Lubin's Famous Players: Florence Hackett (Page 24 - Back Cover)
Theatre Lubin Film Manufacturing CompanyItem Info
Media Type: House Organs
Source: Theatre Collection
Notes:
Florene Hackett
Because she is both a gifted actress and a superlative type of womanhood Florence Hackett holds an enviable place among the circle of her intimates. The brilliant characterist of the Arthur V. Johnson photoplays is known to many by reason of her uncommonly able performances in Mr. Johnson’s two-and three-reel features, as well as in scores of his single-reel comedies and dramas. Her rise is another instance of what talent, backed by brains and determination, will accomplish. Two and a half years ago she was assigned by the Lubin management to Mr. Johnson’s company. At first she supplied “atmosphere,” played minor character bits and was always in readiness to undertake what a more important player would decline. Then second parts were regularly assigned to her, and gradually the motion-picture public came to associate her with Johnson photoplays. At this time she was given her first character lead and shortly afterward scored a series of successes in widely different roles in Mr. Johnson’s important productions. To-day Florence Hackett parts are any which demand exceptional emotional strength and the ability to efface the player’s personality completely. She is equally convincing and satisfying as a self-centered society butterfly or a grief-crazed fishwife. As Rosa, the Italian, in “The District Attorney’s Conscience,” Miss Hackett’s artistry was seen in its fullest flower. Her transformation from an American gentlewoman of to-day to the tortured, frenzied wife of Tony was a coup which raised her from a merely competent actress to the valuable artist with a fixed future. Miss Hackett treasures a memento of that role in a letter received from a prominent criminal lawyer of New Orleans who, in a practice extending over twenty-eight years, declares that he has never seen so faithful a portrayal of the Italian temperament outside the courtroom. Yet as Julia Radnor, the capitalist’s daughter, in “A Leader of Men,” she was the woman of society – selfish, luxurious, steady in her purpose to gain her own ends, with all outward signs of the wretched Italian erased, and with no suggestion of Crazy Mary, the misjudged, forsaken wife of the fisherman in “The Sea Eternal,” nor of the innocent Florence Randall in “The Parasite.”

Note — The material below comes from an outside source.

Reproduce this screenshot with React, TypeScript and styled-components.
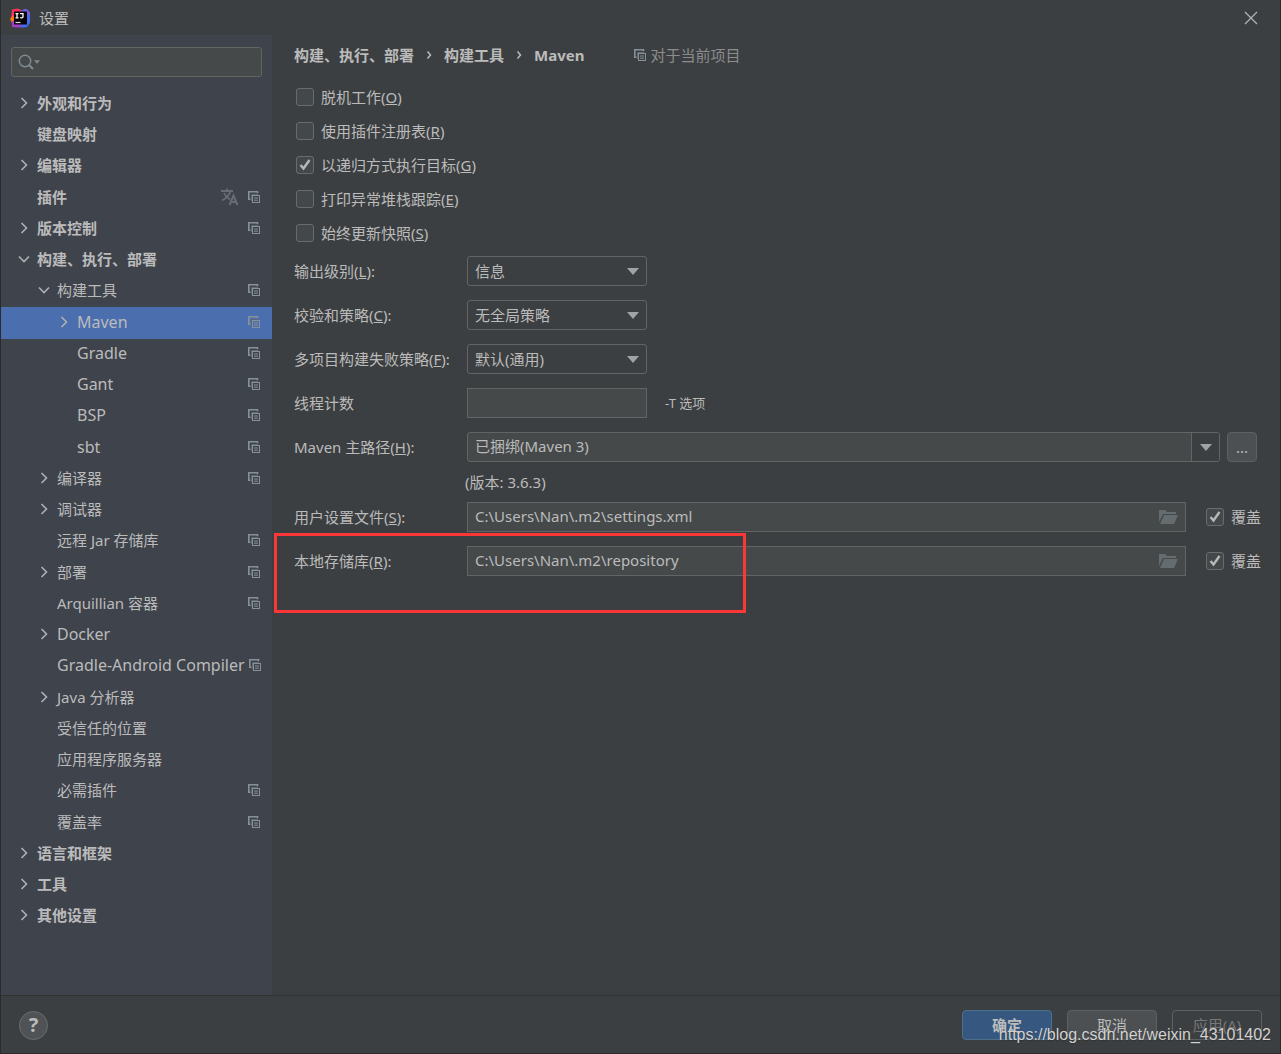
import React, { useState } from "react";
import styled, { createGlobalStyle } from "styled-components";

const Global = createGlobalStyle`
  * { box-sizing: border-box; }
  body {
    margin: 0;
    background: #3c3f41;
  }
  body, button, input, select {
    font-family: "Noto Sans", "Noto Sans CJK SC", sans-serif;
    font-size: 15px;
    line-height: 20px;
    color: #bbbbbb;
  }
  ul { list-style: none; margin: 0; padding: 0; }
`;

const Window = styled.div`
  display: flex;
  flex-direction: column;
  min-height: 100vh;
  border: 1px solid #2b2b2b;
  border-top: 0;
  background: #3c3f41;
`;

const TitleBar = styled.header`
  display: flex;
  align-items: center;
  height: 35px;
  padding: 0 20px 0 8px;
  gap: 8px;
`;

const Title = styled.h1`
  flex: 1;
  margin: 0;
  font-size: 15px;
  font-weight: 400;
`;

const PlainButton = styled.button`
  display: flex;
  align-items: center;
  justify-content: center;
  padding: 0;
  border: 0;
  background: transparent;
`;

const Body = styled.div`
  display: flex;
  flex: 1;
`;

const Sidebar = styled.nav`
  flex: 0 0 271px;
  min-width: 0;
  background: #3f434c;
`;

const SearchBox = styled.label`
  display: flex;
  align-items: center;
  height: 30px;
  margin: 12px 10px;
  padding: 0 6px;
  border: 1px solid #646464;
  border-radius: 3px;
  background: #45494a;
`;

const SearchInput = styled.input`
  flex: 1;
  min-width: 0;
  margin-left: 4px;
  padding: 0;
  border: 0;
  outline: 0;
  background: transparent;
`;

const Row = styled.li<{ $level: number; $selected?: boolean; $latin?: boolean }>`
  display: flex;
  align-items: center;
  height: 31px;
  padding: 0 12px 4px ${(p) => 14 + p.$level * 20}px;
  gap: 4px;
  white-space: nowrap;
  font-size: ${(p) => (p.$latin ? 16 : 15)}px;
  font-weight: ${(p) => (p.$level === 0 ? 700 : 400)};
  background: ${(p) => (p.$selected ? "#4b6eaf" : "transparent")};
  &:nth-child(4n) {
    height: 32px;
    padding-bottom: 2px;
  }
`;

const Twisty = styled.span`
  display: flex;
  flex: 0 0 18px;
  justify-content: center;
`;

const RowText = styled.span`
  flex: 1;
`;

const RowIcons = styled.span`
  display: flex;
  align-items: center;
  gap: 9px;
`;

const Main = styled.main`
  flex: 1;
  min-width: 0;
  padding: 10px 19px 20px 22px;
`;

const Crumbs = styled.div`
  display: flex;
  align-items: center;
  gap: 12px;
  height: 20px;
  font-weight: 700;
`;

const Scope = styled.span`
  display: flex;
  align-items: center;
  gap: 4px;
  margin-left: 38px;
  font-weight: 400;
  color: #8c8c8c;
`;

const Checks = styled.div`
  display: flex;
  flex-direction: column;
  margin-top: 15px;
  padding-left: 2px;
`;

const CheckLabel = styled.label<{ $tall?: boolean }>`
  display: flex;
  align-items: center;
  gap: 7px;
  height: ${(p) => (p.$tall ? 34 : 30)}px;
  white-space: nowrap;
`;

const CheckFrame = styled.span`
  display: grid;
  flex: 0 0 18px;
  height: 18px;
  > * { grid-area: 1 / 1; }
  > svg { pointer-events: none; visibility: hidden; }
  > input:checked + svg { visibility: visible; }
`;

const CheckInput = styled.input`
  appearance: none;
  width: 18px;
  height: 18px;
  margin: 0;
  border: 1px solid #6b6b6b;
  border-radius: 3px;
  background: #43494a;
`;

const Form = styled.div`
  display: flex;
  flex-direction: column;
  gap: 14px;
  margin-top: 6px;
`;

const Field = styled.div`
  display: grid;
  grid-template-columns: 173px 1fr;
  align-items: center;
  position: relative;
`;

const FieldLabel = styled.label`
  white-space: nowrap;
`;

const Controls = styled.div`
  display: flex;
  align-items: center;
  min-width: 0;
`;

const SelectFrame = styled.span`
  display: grid;
  align-items: center;
  width: 180px;
  > * { grid-area: 1 / 1; }
  > svg { justify-self: end; margin-right: 8px; pointer-events: none; }
`;

const Select = styled.select`
  appearance: none;
  width: 100%;
  height: 30px;
  padding: 0 24px 0 7px;
  border: 1px solid #646464;
  border-radius: 3px;
  background: #3c3f41;
`;

const TextBox = styled.div<{ $narrow?: boolean }>`
  display: flex;
  align-items: center;
  flex: ${(p) => (p.$narrow ? "0 0 180px" : "1")};
  min-width: 0;
  height: 30px;
  padding: 0 7px;
  border: 1px solid #646464;
  background: #45494a;
`;

const TextInput = styled.input`
  flex: 1;
  min-width: 0;
  padding: 0 0 2px;
  border: 0;
  outline: 0;
  background: transparent;
`;

const Combo = styled.div`
  display: flex;
  flex: 1;
  height: 30px;
  padding-left: 7px;
  border: 1px solid #646464;
  border-radius: 3px;
  background: #45494a;
  overflow: hidden;
`;

const ComboArrow = styled(PlainButton)`
  width: 28px;
  border-left: 1px solid #646464;
  background: #3c3f41;
`;

const MoreButton = styled.button`
  width: 30px;
  height: 30px;
  margin: 0 4px 0 7px;
  padding: 0;
  border: 1px solid #5e6060;
  border-radius: 4px;
  background: #4c5052;
`;

const Note = styled.span`
  margin-left: 18px;
  font-size: 13px;
`;

const Version = styled.p`
  margin: -4px 0 -4px 171px;
`;

const Override = styled.div`
  margin-left: 20px;
`;

const Highlight = styled.div`
  position: absolute;
  left: -20px;
  top: -13px;
  width: 472px;
  height: 80px;
  border: 3px solid #fb3737;
  pointer-events: none;
`;

const Footer = styled.footer`
  display: flex;
  align-items: center;
  gap: 15px;
  height: 58px;
  padding: 1px 18px 0;
  border-top: 1px solid #323232;
  position: relative;
`;

const Help = styled.button`
  width: 29px;
  height: 29px;
  margin-right: auto;
  padding: 0;
  border: 1px solid #6b6e70;
  border-radius: 50%;
  background: #4f5355;
  font-size: 20px;
  font-weight: 700;
`;

const ActionButton = styled.button<{ $kind?: "primary" | "disabled" }>`
  width: 90px;
  height: 30px;
  padding: 0;
  border: 1px solid ${(p) => (p.$kind === "primary" ? "#4c708c" : "#5e6060")};
  border-radius: 4px;
  color: ${(p) => (p.$kind === "disabled" ? "#777777" : "#bbbbbb")};
  font-weight: ${(p) => (p.$kind === "primary" ? 700 : 400)};
  background: ${(p) =>
    p.$kind === "primary" ? "#365880" : p.$kind === "disabled" ? "transparent" : "#4c5052"};
`;

const Watermark = styled.span`
  position: absolute;
  right: 9px;
  bottom: 8px;
  font-family: "Liberation Sans", sans-serif;
  font-size: 16px;
  line-height: 20px;
  color: #d2d2d2;
  text-shadow: 0 1px 1px #303030;
  pointer-events: none;
`;

const Logo = () => (
  <svg width="22" height="22" viewBox="0 0 22 22" aria-hidden="true">
    <path d="M3 2.500 9 1.500l5 2.500-3 9H2z" fill="#fe315d" />
    <path d="M1 12l3-4 3 7-4 1z" fill="#f97a12" />
    <path d="M12 4l3-2 3 .5 3 3v10l-3 4.500-6 .8-3-2z" fill="#3f6cf0" />
    <path d="M15 2l3 .5 3 3v3l-5-2z" fill="#7a5bd8" />
    <path d="M3 14h8l2 5-3 1.500-7-.5z" fill="#a33fc8" />
    <rect x="5" y="4.500" width="13" height="13" fill="#0a0508" />
    <path d="M6.500 6.700h3M8 6.700v4M6.500 10.800h3M11 6.700h3v3q0 1.500-2.800 1" fill="none" stroke="#fff" strokeWidth="1.300" />
    <path d="M6.500 15.500h5" stroke="#ddd" strokeWidth="1.200" />
  </svg>
);

const Chevron = ({ open }: { open?: boolean }) => (
  <svg width="12" height="12" viewBox="0 0 12 12" fill="none" stroke="#afb1b3" strokeWidth="1.600" aria-hidden="true">
    <path d={open ? "M1 3.500 6 8.500 11 3.500" : "M3.500 1 8.500 6 3.500 11"} />
  </svg>
);

const CrumbArrow = () => (
  <svg width="6" height="10" viewBox="0 0 6 10" fill="none" stroke="#bbbbbb" strokeWidth="1.500" aria-hidden="true">
    <path d="M1.500 1.500 4.500 5 1.500 8.500" />
  </svg>
);

const ProjectIcon = () => (
  <svg width="12" height="12" viewBox="0 0 12 12" fill="none" stroke="#87919a" aria-hidden="true">
    <path d="M2.500 8.300H.8V.8h8.700v1.500" strokeWidth="1.600" />
    <path d="M3.500 10V3.500H10" stroke="#5f6871" />
    <rect x="4.500" y="4.500" width="7" height="7" />
    <path d="M6 7h4M6 9.200h4" />
  </svg>
);

const LanguageIcon = () => (
  <svg width="18" height="18" viewBox="0 0 18 18" fill="none" stroke="#686d75" strokeWidth="1.800" aria-hidden="true">
    <path d="M0 3h12M6 .5V3M9.500 3C8.500 7 5 10.500 1 12.500M3 5c1 2.500 3 4.500 6 6.500" />
    <path d="M8.500 17l4-9.500 4 9.500M10 14h5" strokeWidth="2" />
  </svg>
);

const Triangle = ({ small }: { small?: boolean }) => (
  <svg width={small ? 6 : 12} height={small ? 4 : 7} viewBox="0 0 12 7" fill={small ? "#7f8b91" : "#a0a3a5"} aria-hidden="true">
    <path d="M0 0h12L6 7z" />
  </svg>
);

const SearchIcon = () => (
  <svg width="16" height="16" viewBox="0 0 16 16" fill="none" stroke="#7f8b91" aria-hidden="true">
    <circle cx="7" cy="7" r="5.700" strokeWidth="1.400" />
    <path d="M11 11l4 4" strokeWidth="2" />
  </svg>
);

const FolderIcon = () => (
  <svg width="19" height="14" viewBox="0 0 19 14" fill="#646c70" aria-hidden="true">
    <path d="M0 0h6l2 2h9v2H4L0 12z" />
    <path d="M5 5h14l-4 9H1z" />
  </svg>
);

const CheckMark = () => (
  <svg width="18" height="18" viewBox="0 0 18 18" fill="none" stroke="#b8b8b8" strokeWidth="2.400" aria-hidden="true">
    <path d="M4.500 9l3 3.500L13.500 4" />
  </svg>
);

type Item = { text: string; level: number; state?: "open" | "closed"; project?: boolean; language?: boolean };

const items: Item[] = [
  { text: "外观和行为", level: 0, state: "closed" },
  { text: "键盘映射", level: 0 },
  { text: "编辑器", level: 0, state: "closed" },
  { text: "插件", level: 0, project: true, language: true },
  { text: "版本控制", level: 0, state: "closed", project: true },
  { text: "构建、执行、部署", level: 0, state: "open" },
  { text: "构建工具", level: 1, state: "open", project: true },
  { text: "Maven", level: 2, state: "closed", project: true },
  { text: "Gradle", level: 2, project: true },
  { text: "Gant", level: 2, project: true },
  { text: "BSP", level: 2, project: true },
  { text: "sbt", level: 2, project: true },
  { text: "编译器", level: 1, state: "closed", project: true },
  { text: "调试器", level: 1, state: "closed" },
  { text: "远程 Jar 存储库", level: 1, project: true },
  { text: "部署", level: 1, state: "closed", project: true },
  { text: "Arquillian 容器", level: 1, project: true },
  { text: "Docker", level: 1, state: "closed" },
  { text: "Gradle-Android Compiler", level: 1, project: true },
  { text: "Java 分析器", level: 1, state: "closed" },
  { text: "受信任的位置", level: 1 },
  { text: "应用程序服务器", level: 1 },
  { text: "必需插件", level: 1, project: true },
  { text: "覆盖率", level: 1, project: true },
  { text: "语言和框架", level: 0, state: "closed" },
  { text: "工具", level: 0, state: "closed" },
  { text: "其他设置", level: 0, state: "closed" },
];

const isLatin = (text: string) => /^[\x20-\x7e]+$/.test(text);

const options = [
  { text: "脱机工作", hotkey: "O" },
  { text: "使用插件注册表", hotkey: "R" },
  { text: "以递归方式执行目标", hotkey: "G", on: true },
  { text: "打印异常堆栈跟踪", hotkey: "E" },
  { text: "始终更新快照", hotkey: "S" },
];

const selects = [
  { id: "level", text: "输出级别", hotkey: "L", value: "信息" },
  { id: "checksum", text: "校验和策略", hotkey: "C", value: "无全局策略" },
  { id: "fail", text: "多项目构建失败策略", hotkey: "F", value: "默认(通用)" },
];

const paths = [
  { id: "settings", text: "用户设置文件", hotkey: "S", value: "C:\\Users\\Nan\\.m2\\settings.xml" },
  { id: "repository", text: "本地存储库", hotkey: "R", value: "C:\\Users\\Nan\\.m2\\repository", marked: true },
];

const Mnemonic = ({ text, hotkey, colon }: { text: string; hotkey: string; colon?: boolean }) => (
  <span>{text}(<u>{hotkey}</u>){colon ? ":" : ""}</span>
);

const Check = ({ on, tall, children }: { on?: boolean; tall?: boolean; children: React.ReactNode }) => (
  <CheckLabel $tall={tall}>
    <CheckFrame>
      <CheckInput type="checkbox" defaultChecked={on} />
      <CheckMark />
    </CheckFrame>
    {children}
  </CheckLabel>
);

export default function App() {
  const [selected, setSelected] = useState("Maven");
  return (
    <>
      <Global />
      <Window>
        <TitleBar>
          <Logo />
          <Title>设置</Title>
          <PlainButton aria-label="关闭">
            <svg width="18" height="18" viewBox="0 0 18 18" stroke="#b4b4b4" strokeWidth="1.200" aria-hidden="true">
              <path d="M3 3l12 12M15 3L3 15" />
            </svg>
          </PlainButton>
        </TitleBar>
        <Body>
          <Sidebar>
            <SearchBox>
              <SearchIcon />
              <Triangle small />
              <SearchInput type="text" aria-label="搜索" />
            </SearchBox>
            <ul>
              {items.map((item) => (
                <Row
                  key={item.text}
                  $level={item.level}
                  $latin={isLatin(item.text)}
                  $selected={item.text === selected}
                  onClick={() => setSelected(item.text)}
                >
                  <Twisty>{item.state && <Chevron open={item.state === "open"} />}</Twisty>
                  <RowText>{item.text}</RowText>
                  <RowIcons>
                    {item.language && <LanguageIcon />}
                    {item.project && <ProjectIcon />}
                  </RowIcons>
                </Row>
              ))}
            </ul>
          </Sidebar>
          <Main>
            <Crumbs>
              <span>构建、执行、部署</span>
              <CrumbArrow />
              <span>构建工具</span>
              <CrumbArrow />
              <span>Maven</span>
              <Scope><ProjectIcon />对于当前项目</Scope>
            </Crumbs>
            <Checks>
              {options.map((o) => (
                <Check key={o.hotkey} on={o.on} tall>
                  <Mnemonic text={o.text} hotkey={o.hotkey} />
                </Check>
              ))}
            </Checks>
            <Form>
              {selects.map((s) => (
                <Field key={s.id}>
                  <FieldLabel htmlFor={s.id}><Mnemonic text={s.text} hotkey={s.hotkey} colon /></FieldLabel>
                  <SelectFrame>
                    <Select id={s.id}><option>{s.value}</option></Select>
                    <Triangle />
                  </SelectFrame>
                </Field>
              ))}
              <Field>
                <FieldLabel htmlFor="threads">线程计数</FieldLabel>
                <Controls>
                  <TextBox $narrow><TextInput id="threads" type="text" /></TextBox>
                  <Note>-T 选项</Note>
                </Controls>
              </Field>
              <Field>
                <FieldLabel htmlFor="home"><Mnemonic text="Maven 主路径" hotkey="H" colon /></FieldLabel>
                <Controls>
                  <Combo>
                    <TextInput id="home" type="text" defaultValue="已捆绑(Maven 3)" />
                    <ComboArrow aria-label="展开"><Triangle /></ComboArrow>
                  </Combo>
                  <MoreButton>...</MoreButton>
                </Controls>
              </Field>
              <Version>(版本: 3.6.3)</Version>
              {paths.map((p) => (
                <Field key={p.id}>
                  <FieldLabel htmlFor={p.id}><Mnemonic text={p.text} hotkey={p.hotkey} colon /></FieldLabel>
                  <Controls>
                    <TextBox>
                      <TextInput id={p.id} type="text" defaultValue={p.value} />
                      <PlainButton aria-label="浏览"><FolderIcon /></PlainButton>
                    </TextBox>
                    <Override><Check on>覆盖</Check></Override>
                  </Controls>
                  {p.marked && <Highlight />}
                </Field>
              ))}
            </Form>
          </Main>
        </Body>
        <Footer>
          <Help aria-label="帮助">?</Help>
          <ActionButton $kind="primary">确定</ActionButton>
          <ActionButton>取消</ActionButton>
          <ActionButton $kind="disabled" disabled>应用(A)</ActionButton>
          <Watermark>https://blog.csdn.net/weixin_43101402</Watermark>
        </Footer>
      </Window>
    </>
  );
}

It is just this skill in achieving definite characterizations which makes Miss Hackett’s rank as an actress what it is, but her distinction as a woman is known only to her associates.
Hers is a character essentially appealing, for she embodies all the traits of ideal womanhood. T[the paper is ripped here]r, sympathetic, modest, retiring – she is an actress because of necessity, not because she enjoys the excitement and shallow rewards of the life. A score of small, unobtrusive charities – kindness, she would call them – have endeared her to the rank and file of Lubin workers. They cannot be enumerated, but to those familiar with life in the average studio there come to mind cases where a pair of warm gloves, a lift in one’s motor to an old lady, or a doctor sent hurriedly to someone in distress would have been a Godsend. Behind a personality finished, cultured, rich in variety, Miss Hackett adheres to a simple purpose – To Help.
Fads do not seem compatible with a woman so well-poised, and if Miss Hackett has a hobby it may be said to be the study of clothes and the wearing of beautiful ones. She has original and entertaining theories regarding the science of dress and has embodied her ideas in several magazine articles. The actress’s penchant for exquisite apparel does not take the form of loading her person with as startling a display of the couturier’s extravagance as her purse will allow, but finds an outlet in subtly expressing her own individuality through restful harmonies and lines of rich simplicity. Her love for flowers has brought Miss Hackett many hours of diversion and relaxation. In the summer a tiny garden permits countless cares and experiments in the uncertainties of floriculture, and in the winter her rooms hold many potted plants. Lately Miss Hackett has been taking lessons in the arrangement of cut flowers from one of a race who have made an art of that sort of thing – a Japanese. Both on the stage and on the screen Miss Hackett sees the poor taste shown in the use of flowers, and looks forward to the day when an artist will have charge of such details. Hyacinths in August and poppies in January are known to be incongruous, just as the half-dozen wiry roses jammed in a vase are irritating to the sensitive eye. It is in the aesthetic trifles that Miss Hackett looks for improvement in photoplay production.
Not often does it happen that an actress so generously endowed physically seeks to efface herself in character roles, but such are Miss Hackett’s preference. The complexion like warm ivory she delights inn covering with dark greasepaint and lining pencil; the soft brown hair gives her most satisfaction when it is drawn back under an ugly wig, and her figure she admires tremendously when it has been padded to resemble an old woman’s. And no matter what part she plays on the screen she has the joy of knowing that she is keeping secret from the public a jewel of a gift – a voice that could only belong to the woman with a heart!